WORK TO COMPLETE — Find the line with "Clone this screenshot in HTML." and the line with "景 一 物</div>", then repeat both of them and every line in between exactly. Omit the pictures.
---- EXTRACTED INFORMATION
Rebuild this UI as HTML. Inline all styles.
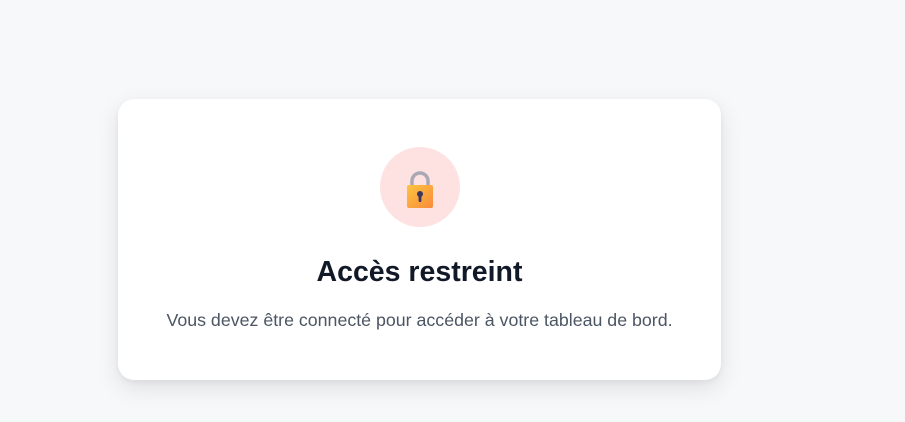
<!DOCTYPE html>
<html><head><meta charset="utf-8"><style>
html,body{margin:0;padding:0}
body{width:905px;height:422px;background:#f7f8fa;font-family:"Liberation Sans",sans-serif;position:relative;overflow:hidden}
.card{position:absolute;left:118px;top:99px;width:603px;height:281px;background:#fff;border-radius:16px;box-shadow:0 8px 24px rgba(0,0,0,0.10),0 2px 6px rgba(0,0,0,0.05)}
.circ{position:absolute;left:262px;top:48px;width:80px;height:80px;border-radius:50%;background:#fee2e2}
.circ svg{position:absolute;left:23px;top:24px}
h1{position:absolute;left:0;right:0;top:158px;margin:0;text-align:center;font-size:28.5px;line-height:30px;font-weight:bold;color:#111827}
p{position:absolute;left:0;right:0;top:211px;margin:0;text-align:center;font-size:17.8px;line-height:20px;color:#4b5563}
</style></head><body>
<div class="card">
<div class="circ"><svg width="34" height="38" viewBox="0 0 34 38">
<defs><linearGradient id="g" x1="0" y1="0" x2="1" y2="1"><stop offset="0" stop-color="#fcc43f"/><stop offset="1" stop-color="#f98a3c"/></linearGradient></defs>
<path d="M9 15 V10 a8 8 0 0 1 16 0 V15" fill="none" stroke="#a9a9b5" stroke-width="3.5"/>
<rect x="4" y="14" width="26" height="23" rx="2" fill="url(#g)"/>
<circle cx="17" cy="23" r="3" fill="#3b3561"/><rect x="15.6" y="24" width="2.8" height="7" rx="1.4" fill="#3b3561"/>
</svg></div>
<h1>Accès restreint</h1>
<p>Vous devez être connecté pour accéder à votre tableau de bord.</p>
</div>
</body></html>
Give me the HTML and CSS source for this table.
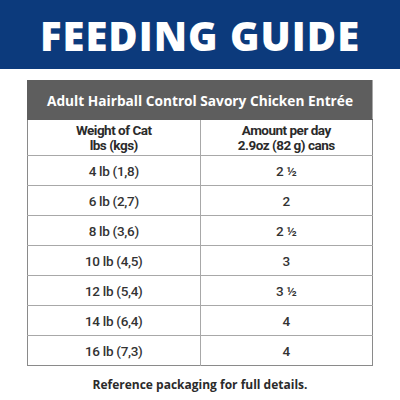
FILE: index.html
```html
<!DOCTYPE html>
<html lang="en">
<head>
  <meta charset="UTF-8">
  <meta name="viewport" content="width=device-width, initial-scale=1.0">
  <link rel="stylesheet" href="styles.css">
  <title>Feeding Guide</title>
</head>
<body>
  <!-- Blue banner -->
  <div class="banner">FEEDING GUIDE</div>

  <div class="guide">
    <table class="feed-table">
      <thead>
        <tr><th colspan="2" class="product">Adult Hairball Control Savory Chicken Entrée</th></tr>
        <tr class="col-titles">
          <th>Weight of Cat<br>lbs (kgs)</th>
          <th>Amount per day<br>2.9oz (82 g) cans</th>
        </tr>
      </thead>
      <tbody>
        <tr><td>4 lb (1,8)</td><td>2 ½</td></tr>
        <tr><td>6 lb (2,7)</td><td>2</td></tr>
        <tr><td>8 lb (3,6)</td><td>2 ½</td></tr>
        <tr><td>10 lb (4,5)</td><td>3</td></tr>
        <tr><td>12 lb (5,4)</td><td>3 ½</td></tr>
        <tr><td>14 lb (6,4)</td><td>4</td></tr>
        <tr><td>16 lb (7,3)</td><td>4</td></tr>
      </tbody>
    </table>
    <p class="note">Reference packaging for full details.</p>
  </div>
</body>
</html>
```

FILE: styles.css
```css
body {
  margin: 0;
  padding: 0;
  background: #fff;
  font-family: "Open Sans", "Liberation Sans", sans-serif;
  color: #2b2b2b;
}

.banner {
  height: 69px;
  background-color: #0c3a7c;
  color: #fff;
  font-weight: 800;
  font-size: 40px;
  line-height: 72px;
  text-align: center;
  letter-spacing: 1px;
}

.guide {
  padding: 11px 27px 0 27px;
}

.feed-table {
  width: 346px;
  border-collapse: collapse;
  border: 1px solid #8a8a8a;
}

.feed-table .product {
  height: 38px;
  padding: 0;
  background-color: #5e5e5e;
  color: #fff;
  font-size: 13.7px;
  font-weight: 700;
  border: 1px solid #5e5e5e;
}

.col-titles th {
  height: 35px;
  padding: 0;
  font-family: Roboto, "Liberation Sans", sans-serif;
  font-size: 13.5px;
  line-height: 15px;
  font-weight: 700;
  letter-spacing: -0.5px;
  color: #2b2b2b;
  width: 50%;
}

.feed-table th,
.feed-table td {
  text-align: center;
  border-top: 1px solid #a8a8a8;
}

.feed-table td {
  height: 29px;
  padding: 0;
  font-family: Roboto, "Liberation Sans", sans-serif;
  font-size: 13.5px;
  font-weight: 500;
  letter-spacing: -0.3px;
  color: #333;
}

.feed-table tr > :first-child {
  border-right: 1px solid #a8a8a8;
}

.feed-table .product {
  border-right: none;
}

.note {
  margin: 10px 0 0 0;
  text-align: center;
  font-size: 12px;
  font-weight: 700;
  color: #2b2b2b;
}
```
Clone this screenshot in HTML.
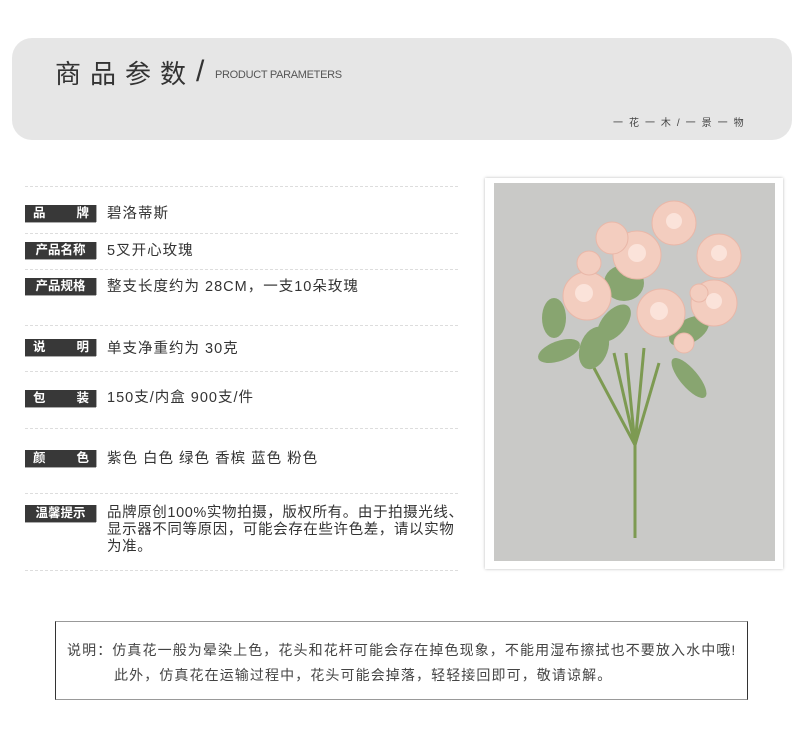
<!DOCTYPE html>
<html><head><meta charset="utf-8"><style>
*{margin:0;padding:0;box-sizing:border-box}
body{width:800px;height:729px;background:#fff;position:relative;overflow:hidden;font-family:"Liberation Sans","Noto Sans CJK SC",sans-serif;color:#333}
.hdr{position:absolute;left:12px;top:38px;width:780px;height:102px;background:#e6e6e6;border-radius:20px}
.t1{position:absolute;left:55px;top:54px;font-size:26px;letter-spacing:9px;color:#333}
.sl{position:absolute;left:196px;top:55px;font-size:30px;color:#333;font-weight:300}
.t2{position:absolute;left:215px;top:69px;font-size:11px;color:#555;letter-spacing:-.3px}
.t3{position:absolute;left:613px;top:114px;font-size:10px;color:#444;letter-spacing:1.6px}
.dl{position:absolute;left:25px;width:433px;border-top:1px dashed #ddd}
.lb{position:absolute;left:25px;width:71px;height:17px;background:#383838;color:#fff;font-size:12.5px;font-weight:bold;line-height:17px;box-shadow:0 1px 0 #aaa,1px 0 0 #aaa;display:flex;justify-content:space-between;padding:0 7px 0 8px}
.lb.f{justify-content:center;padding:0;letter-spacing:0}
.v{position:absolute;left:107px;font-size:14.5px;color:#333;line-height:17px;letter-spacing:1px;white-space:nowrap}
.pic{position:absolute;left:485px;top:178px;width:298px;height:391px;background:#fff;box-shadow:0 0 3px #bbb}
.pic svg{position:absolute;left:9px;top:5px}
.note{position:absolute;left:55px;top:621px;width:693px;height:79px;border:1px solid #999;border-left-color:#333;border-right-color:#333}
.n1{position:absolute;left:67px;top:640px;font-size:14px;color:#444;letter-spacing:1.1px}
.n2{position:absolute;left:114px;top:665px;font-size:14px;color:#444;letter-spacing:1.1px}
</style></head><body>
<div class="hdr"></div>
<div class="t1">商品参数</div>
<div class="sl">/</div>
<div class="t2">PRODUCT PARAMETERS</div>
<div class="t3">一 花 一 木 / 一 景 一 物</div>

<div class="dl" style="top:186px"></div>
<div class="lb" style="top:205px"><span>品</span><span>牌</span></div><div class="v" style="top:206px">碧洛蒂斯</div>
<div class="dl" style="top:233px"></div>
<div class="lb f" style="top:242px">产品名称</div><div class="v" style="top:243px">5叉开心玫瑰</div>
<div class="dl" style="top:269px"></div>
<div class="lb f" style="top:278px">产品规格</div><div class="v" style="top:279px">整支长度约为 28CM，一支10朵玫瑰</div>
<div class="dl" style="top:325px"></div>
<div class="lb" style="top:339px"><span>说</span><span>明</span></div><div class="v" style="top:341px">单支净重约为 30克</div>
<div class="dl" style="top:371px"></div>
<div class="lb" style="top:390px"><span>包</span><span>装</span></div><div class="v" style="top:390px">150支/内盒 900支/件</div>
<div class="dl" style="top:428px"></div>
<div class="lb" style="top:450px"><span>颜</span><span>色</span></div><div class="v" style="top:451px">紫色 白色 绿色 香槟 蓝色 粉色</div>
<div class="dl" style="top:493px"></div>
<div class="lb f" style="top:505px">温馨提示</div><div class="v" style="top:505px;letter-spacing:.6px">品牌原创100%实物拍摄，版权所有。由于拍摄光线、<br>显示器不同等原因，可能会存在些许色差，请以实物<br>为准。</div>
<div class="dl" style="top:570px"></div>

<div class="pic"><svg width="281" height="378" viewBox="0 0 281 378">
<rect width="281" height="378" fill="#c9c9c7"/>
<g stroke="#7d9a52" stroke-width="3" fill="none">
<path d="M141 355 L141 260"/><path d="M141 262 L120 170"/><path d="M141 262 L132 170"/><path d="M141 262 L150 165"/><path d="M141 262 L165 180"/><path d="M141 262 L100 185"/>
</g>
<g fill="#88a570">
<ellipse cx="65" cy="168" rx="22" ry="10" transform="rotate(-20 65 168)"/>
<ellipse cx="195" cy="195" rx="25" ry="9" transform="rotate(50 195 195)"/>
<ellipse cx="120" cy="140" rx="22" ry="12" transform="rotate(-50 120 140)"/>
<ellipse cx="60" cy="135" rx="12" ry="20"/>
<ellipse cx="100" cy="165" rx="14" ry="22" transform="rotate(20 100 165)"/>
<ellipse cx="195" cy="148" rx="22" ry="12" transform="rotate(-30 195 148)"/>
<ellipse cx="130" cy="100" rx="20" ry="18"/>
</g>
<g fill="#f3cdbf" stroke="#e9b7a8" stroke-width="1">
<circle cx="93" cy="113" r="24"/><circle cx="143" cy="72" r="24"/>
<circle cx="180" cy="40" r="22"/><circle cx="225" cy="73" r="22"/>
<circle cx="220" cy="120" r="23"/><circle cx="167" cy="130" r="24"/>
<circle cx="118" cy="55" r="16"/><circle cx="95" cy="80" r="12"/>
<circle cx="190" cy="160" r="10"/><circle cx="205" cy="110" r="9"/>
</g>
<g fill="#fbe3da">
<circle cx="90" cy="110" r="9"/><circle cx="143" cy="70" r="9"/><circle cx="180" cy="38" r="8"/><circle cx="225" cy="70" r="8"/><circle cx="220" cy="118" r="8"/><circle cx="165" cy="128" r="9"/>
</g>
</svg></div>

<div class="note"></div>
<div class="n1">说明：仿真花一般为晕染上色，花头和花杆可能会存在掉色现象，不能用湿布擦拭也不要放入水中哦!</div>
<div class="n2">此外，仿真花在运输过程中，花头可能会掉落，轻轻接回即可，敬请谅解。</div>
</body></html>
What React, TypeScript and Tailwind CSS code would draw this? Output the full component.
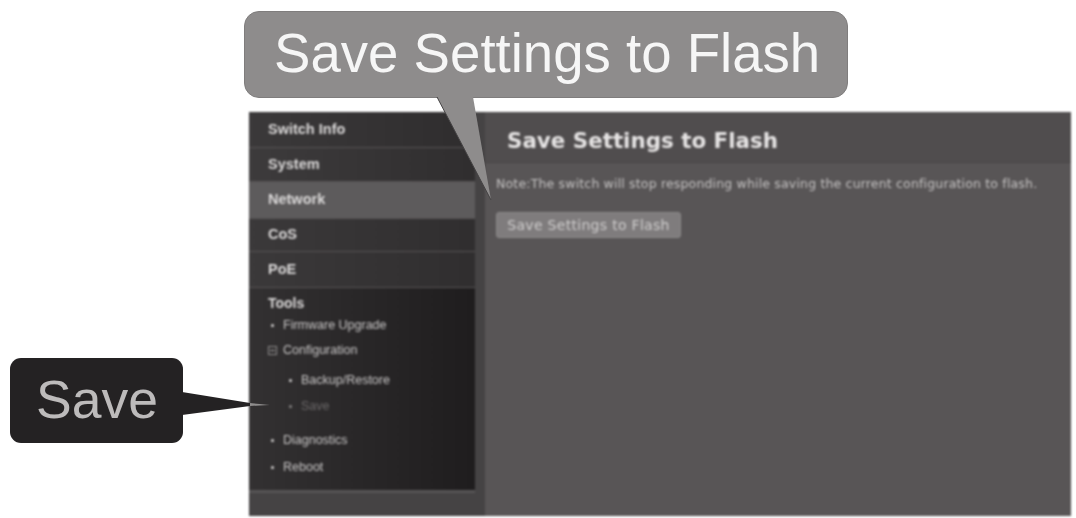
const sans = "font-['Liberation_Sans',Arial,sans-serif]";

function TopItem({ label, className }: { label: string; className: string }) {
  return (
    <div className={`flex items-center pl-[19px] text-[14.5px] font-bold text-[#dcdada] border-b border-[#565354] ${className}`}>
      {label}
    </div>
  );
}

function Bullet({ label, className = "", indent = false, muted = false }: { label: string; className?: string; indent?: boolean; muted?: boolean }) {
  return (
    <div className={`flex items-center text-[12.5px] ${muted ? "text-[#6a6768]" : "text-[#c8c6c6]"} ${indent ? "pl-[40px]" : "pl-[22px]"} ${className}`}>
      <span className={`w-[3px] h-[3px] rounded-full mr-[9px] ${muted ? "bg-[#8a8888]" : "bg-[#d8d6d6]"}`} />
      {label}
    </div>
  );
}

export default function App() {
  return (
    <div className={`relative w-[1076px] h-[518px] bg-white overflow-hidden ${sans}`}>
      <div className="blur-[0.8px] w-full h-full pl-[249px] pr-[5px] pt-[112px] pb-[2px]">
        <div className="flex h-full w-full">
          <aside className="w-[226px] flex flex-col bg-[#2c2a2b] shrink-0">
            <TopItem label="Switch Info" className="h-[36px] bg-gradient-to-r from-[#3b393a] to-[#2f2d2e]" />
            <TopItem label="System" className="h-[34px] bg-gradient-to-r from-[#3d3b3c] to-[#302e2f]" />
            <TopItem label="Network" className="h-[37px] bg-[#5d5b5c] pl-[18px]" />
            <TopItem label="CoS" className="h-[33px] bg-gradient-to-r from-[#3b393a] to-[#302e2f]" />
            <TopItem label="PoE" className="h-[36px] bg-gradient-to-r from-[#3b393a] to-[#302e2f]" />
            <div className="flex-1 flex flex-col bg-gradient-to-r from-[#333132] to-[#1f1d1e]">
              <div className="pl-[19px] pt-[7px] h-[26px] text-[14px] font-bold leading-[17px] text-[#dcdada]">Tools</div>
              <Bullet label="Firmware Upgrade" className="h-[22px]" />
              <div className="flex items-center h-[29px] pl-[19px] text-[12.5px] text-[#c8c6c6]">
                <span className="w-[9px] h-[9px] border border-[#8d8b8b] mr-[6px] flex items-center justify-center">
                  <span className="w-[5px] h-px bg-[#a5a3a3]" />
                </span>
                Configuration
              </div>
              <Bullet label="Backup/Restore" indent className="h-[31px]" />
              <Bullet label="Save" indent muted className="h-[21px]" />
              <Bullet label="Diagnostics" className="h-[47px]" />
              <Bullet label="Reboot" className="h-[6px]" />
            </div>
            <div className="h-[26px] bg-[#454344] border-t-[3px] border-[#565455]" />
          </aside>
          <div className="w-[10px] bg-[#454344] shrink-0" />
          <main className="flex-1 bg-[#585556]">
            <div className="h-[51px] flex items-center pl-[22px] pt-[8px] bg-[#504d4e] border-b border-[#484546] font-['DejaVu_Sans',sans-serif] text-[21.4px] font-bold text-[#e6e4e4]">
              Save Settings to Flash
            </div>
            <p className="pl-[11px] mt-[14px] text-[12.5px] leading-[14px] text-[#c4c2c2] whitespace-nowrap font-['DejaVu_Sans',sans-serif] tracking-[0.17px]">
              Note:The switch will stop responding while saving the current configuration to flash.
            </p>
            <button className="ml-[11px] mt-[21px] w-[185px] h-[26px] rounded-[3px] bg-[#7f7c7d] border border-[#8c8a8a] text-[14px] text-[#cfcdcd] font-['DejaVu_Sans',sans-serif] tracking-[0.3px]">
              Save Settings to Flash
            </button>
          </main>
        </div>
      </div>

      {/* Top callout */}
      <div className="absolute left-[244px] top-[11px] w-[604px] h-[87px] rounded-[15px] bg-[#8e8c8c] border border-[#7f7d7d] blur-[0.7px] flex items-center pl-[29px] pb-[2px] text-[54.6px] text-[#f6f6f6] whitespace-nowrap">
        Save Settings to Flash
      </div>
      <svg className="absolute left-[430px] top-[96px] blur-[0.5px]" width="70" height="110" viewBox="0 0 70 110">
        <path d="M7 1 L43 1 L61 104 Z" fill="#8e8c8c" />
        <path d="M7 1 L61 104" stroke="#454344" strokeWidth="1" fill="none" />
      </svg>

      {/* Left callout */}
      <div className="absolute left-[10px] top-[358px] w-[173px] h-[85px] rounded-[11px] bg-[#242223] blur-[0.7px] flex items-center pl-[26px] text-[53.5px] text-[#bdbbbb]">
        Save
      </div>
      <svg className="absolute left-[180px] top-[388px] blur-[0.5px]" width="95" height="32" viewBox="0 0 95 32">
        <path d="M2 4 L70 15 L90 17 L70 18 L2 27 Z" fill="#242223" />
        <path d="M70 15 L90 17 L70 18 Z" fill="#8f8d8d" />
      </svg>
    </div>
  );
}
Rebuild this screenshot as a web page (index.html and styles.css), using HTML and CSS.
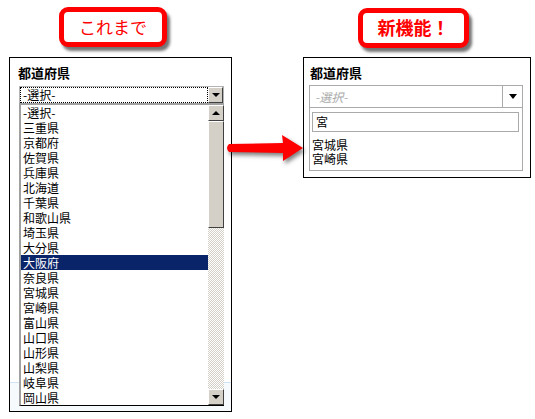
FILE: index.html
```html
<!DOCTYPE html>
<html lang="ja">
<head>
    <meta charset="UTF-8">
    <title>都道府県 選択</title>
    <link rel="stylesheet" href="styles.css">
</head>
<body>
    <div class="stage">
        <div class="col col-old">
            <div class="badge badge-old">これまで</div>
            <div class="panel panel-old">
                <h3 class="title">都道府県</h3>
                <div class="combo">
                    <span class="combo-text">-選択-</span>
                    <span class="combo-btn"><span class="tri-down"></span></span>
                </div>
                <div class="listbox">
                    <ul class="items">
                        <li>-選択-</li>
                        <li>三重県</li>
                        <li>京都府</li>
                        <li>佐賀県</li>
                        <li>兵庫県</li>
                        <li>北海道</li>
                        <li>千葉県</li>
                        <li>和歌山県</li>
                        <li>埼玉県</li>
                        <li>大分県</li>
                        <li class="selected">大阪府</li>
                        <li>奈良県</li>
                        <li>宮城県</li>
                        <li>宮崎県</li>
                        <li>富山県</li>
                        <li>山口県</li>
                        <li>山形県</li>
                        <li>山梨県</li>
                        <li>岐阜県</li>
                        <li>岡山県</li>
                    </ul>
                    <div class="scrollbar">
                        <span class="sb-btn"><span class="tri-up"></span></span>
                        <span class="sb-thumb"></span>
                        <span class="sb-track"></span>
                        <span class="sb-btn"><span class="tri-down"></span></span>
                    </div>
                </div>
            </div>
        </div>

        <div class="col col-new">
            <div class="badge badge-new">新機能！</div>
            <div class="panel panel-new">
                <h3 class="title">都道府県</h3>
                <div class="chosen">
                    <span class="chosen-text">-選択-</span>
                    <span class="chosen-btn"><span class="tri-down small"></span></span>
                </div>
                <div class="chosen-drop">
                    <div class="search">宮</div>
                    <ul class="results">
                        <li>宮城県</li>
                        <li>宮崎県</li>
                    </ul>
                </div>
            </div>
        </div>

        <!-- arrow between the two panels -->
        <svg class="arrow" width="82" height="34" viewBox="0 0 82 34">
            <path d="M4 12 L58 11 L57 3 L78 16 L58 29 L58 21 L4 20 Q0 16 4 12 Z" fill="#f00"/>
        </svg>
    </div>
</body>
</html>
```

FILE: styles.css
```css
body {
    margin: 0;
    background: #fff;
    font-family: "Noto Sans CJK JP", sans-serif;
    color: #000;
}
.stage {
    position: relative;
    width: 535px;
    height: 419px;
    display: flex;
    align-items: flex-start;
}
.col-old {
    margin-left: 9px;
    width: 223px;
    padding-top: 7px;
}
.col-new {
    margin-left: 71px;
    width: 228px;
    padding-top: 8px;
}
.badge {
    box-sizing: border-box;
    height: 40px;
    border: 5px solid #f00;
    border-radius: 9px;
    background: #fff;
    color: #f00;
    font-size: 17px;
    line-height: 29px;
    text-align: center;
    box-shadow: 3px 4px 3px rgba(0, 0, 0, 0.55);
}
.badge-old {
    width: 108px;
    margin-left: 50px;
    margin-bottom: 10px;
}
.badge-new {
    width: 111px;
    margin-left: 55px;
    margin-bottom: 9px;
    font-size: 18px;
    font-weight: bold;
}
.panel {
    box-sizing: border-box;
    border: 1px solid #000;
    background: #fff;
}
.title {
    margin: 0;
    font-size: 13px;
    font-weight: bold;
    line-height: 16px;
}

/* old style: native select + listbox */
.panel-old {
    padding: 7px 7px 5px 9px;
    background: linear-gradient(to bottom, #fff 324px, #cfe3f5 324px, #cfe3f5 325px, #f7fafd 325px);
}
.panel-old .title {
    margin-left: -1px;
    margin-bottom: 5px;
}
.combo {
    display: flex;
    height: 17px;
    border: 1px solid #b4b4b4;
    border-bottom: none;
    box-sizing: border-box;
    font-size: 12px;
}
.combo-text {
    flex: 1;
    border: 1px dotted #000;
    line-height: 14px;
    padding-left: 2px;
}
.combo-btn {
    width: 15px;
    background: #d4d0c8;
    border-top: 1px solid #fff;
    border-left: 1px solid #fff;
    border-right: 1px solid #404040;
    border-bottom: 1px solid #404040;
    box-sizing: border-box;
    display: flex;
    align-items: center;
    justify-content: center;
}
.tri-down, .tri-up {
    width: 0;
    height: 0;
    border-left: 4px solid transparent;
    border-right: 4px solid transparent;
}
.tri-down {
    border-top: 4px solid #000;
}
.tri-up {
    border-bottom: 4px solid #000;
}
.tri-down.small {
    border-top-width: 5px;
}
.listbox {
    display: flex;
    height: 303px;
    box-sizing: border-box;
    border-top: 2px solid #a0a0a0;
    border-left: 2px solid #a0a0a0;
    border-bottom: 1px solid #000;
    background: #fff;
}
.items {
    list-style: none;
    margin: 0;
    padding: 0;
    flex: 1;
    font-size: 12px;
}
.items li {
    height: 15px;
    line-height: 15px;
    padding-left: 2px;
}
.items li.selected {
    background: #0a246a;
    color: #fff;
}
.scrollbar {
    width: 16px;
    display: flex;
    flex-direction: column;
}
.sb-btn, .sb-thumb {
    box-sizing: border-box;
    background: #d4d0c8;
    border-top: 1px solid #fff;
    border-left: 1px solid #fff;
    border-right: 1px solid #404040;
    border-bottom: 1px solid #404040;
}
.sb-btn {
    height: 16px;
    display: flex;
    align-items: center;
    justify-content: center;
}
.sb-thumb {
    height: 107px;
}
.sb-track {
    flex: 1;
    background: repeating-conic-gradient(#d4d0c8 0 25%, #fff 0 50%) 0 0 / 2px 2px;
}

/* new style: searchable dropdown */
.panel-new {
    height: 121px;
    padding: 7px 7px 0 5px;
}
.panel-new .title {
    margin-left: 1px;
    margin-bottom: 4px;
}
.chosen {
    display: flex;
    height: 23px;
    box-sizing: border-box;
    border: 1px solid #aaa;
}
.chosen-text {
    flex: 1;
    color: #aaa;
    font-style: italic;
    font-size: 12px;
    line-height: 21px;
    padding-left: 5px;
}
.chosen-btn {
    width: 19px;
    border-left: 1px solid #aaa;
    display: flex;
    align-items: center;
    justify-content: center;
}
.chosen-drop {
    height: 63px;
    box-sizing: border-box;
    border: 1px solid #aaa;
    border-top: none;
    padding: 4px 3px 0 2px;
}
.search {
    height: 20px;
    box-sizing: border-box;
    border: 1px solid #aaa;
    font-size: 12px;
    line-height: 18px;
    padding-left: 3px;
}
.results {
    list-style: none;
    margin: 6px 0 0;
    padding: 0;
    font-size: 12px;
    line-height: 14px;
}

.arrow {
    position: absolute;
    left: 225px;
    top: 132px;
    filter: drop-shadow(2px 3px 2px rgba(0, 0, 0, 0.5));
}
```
--------
THE RESULT —
Clone this screenshot in HTML.
<!DOCTYPE html>
<html><head><meta charset="utf-8"><style>
*{margin:0;padding:0;box-sizing:border-box}
body{width:800px;height:729px;background:#fff;position:relative;overflow:hidden;font-family:"Liberation Sans","Noto Sans CJK SC",sans-serif;color:#333}
.hdr{position:absolute;left:12px;top:38px;width:780px;height:102px;background:#e6e6e6;border-radius:20px}
.t1{position:absolute;left:55px;top:54px;font-size:26px;letter-spacing:9px;color:#333}
.sl{position:absolute;left:196px;top:55px;font-size:30px;color:#333;font-weight:300}
.t2{position:absolute;left:215px;top:69px;font-size:11px;color:#555;letter-spacing:-.3px}
.t3{position:absolute;left:613px;top:114px;font-size:10px;color:#444;letter-spacing:1.6px}
.dl{position:absolute;left:25px;width:433px;border-top:1px dashed #ddd}
.lb{position:absolute;left:25px;width:71px;height:17px;background:#383838;color:#fff;font-size:12.5px;font-weight:bold;line-height:17px;box-shadow:0 1px 0 #aaa,1px 0 0 #aaa;display:flex;justify-content:space-between;padding:0 7px 0 8px}
.lb.f{justify-content:center;padding:0;letter-spacing:0}
.v{position:absolute;left:107px;font-size:14.5px;color:#333;line-height:17px;letter-spacing:1px;white-space:nowrap}
.pic{position:absolute;left:485px;top:178px;width:298px;height:391px;background:#fff;box-shadow:0 0 3px #bbb}
.pic svg{position:absolute;left:9px;top:5px}
.note{position:absolute;left:55px;top:621px;width:693px;height:79px;border:1px solid #999;border-left-color:#333;border-right-color:#333}
.n1{position:absolute;left:67px;top:640px;font-size:14px;color:#444;letter-spacing:1.1px}
.n2{position:absolute;left:114px;top:665px;font-size:14px;color:#444;letter-spacing:1.1px}
</style></head><body>
<div class="hdr"></div>
<div class="t1">商品参数</div>
<div class="sl">/</div>
<div class="t2">PRODUCT PARAMETERS</div>
<div class="t3">一 花 一 木 / 一 景 一 物</div>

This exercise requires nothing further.